Post by DarkJedi » 11 Jun 2017, 14:54

Ray DeGraw wrote:
11 Jun 2017, 13:37
cnsl1, I simply point out that it was a statement to a person, and at it doesn't work that way for everyone - including me, at times, and lots of people I know. I have NEVER had strong pushback when I have said that - largely because it is so obviously true and multiple people are nodding as I say it.

Also, it was not canonized "for us" as THE way things work. It was canonized as what God told one person - explicitly, since Oliver was the recipient of the statement, and "you" is used repeatedly throughout it in a way that makes it clear it still is being said to him. It doesn't even imply it is for anyone else.

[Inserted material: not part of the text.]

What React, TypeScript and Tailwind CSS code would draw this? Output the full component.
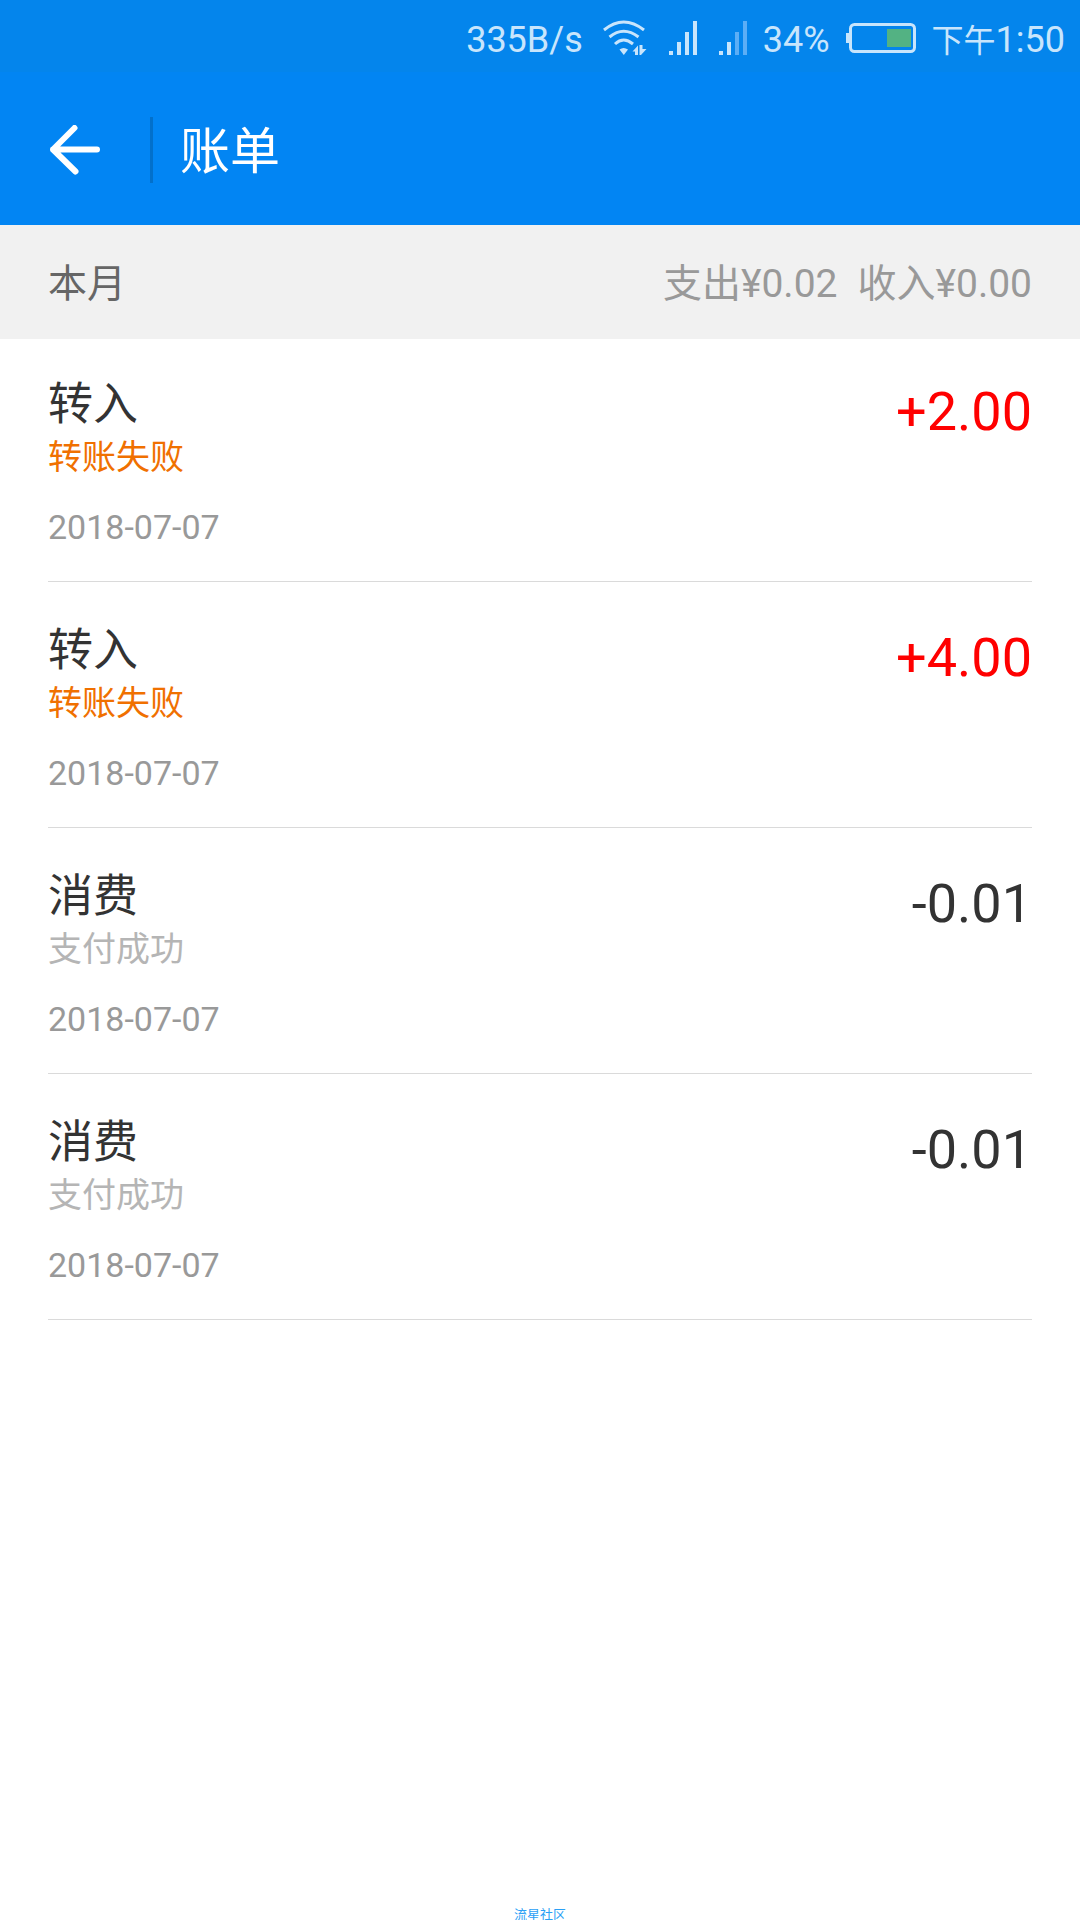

How it has been used by people since then doesn't change that simple fact. There is NO canonized statement that God speaks that way to everyone - or even anyone other than Oliver. In fact, there are statements that say otherwise. I just point out that simple fact, and everyone gets it. Everyone. It helps that I say it gently and with a smile, but everyone gets it.
I agree with this and also have never really gotten pushback (unlike my earlier example of Moroni). It's also worth pointing out it didn't really work for Oliver either. He failed at translating. If we read carefully, not only is this revelation specifically for Oliver, it is specifically about translating.
In the absence of knowledge or faith there is always hope.

Once there was a gentile...who came before Hillel. He said "Convert me on the condition that you teach me the whole Torah while I stand on one foot." Hillel converted him, saying: That which is despicable to you, do not do to your fellow, this is the whole Torah, and the rest is commentary, go and learn it."